E-Commerce Impacts Average Length of Haul, Alters Some Equipment Needs

Young woman shopping on-line

The overall average trip length for trucks has dropped by 37 percent since 2000. The American Transportation Research Institute (ATRI) attributes the decrease to the dramatic growth of e-commerce sales, which have jumped 3,000 percent from 1999 to 2017 and now total more than 9 percent of total U.S. retail sales. The shift in the length of haul is changing the types of equipment fleets are investing in and may make it easier to attract drivers, ATRI said in its report, "E-Commerce Impacts on the Trucking Industry."

E-commerce sales growth has caused an increase in the use of single-unit trucks. "Registrations for single-unit trucks, a proxy for straight trucks used for local deliveries, are growing at a faster rate than registrations of more traditional combination trucks," ATRI said, reporting that single-unit truck registrations increased by 7.8 percent between 2007 and 2016 compared to 4.4 percent growth in combination truck registrations. Much of this growth has occurred in recent years with the majority of the new straight truck registrations, 66.3 percent, occurring between 2014 and 2016.

Mike Hasinec, vice president of maintenance for Penske Truck Leasing, said he has seen some fleets move toward more day cab tractors due to shortened hauls and shuttle-run types of operations. "We'll see situations where one driver meets another to switch trailers to keep overall run — back and forth — to 500 miles or so," he said. "This allows drivers to be home typically every night."

Delivery windows among retailers are also shrinking, which ATRI said has resulted in a greater emphasis on reliable deliveries. To meet those demands, carriers must have reliable equipment that is maintained properly. Hasinec said maintenance practices for day cabs and sleepers is similar.

"There's not a lot of difference, but intervals for certain things, such as diesel particulate filter exchanges and cleaning, and oil drain intervals are typically shorter," Hasinec said, adding that sleepers do have some additional components, such as driver comfort features, that need to be maintained.

There has been a re-emergence of decentralized hub-and-spoke distribution/fulfillment networks, ATRI said. The intra-regional and local hauls associated with e-commerce could create several benefits for drivers, including more home time, which could improve health, the survey reported.
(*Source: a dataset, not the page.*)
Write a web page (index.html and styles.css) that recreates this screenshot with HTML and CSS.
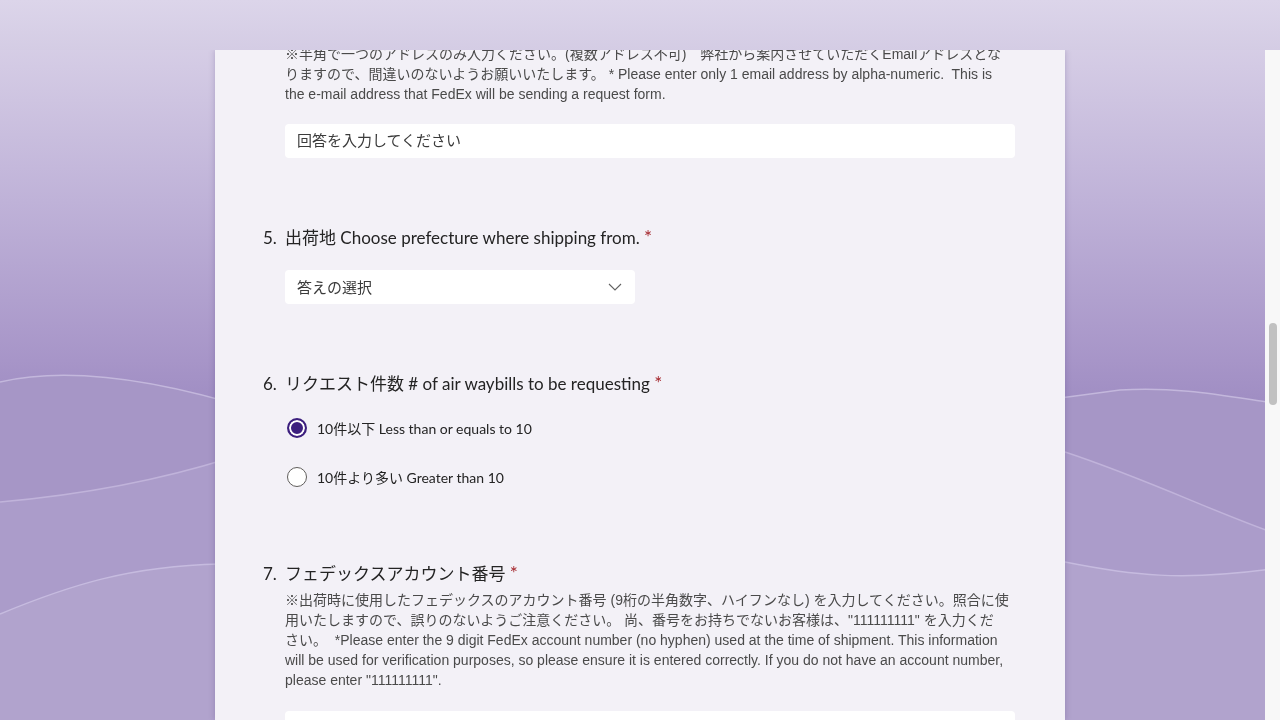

"This makes it easier for truck drivers to seek out healthier food options and provides more time for exercise. From a health and wellness perspective, these are improvements over the food and exercise options available at rest stops and parking locations," ATRI said.

Intra-regional and local hauls could also be leveraged as a training opportunity for younger drivers. Driver candidates between the ages of 18 and 21 could acquire training and build experience for safe and efficient driving by completing intra-state hauls and local pickups and deliveries, according to the report.

"In this 'graduated CDL' concept, these now-experienced drivers could transition to interstate operations when they turn 21," ATRI said. "As one strategy in a suite of driver recruitment strategies, this could alleviate some pressure on motor carriers by expanding the supply of qualified truck drivers over time."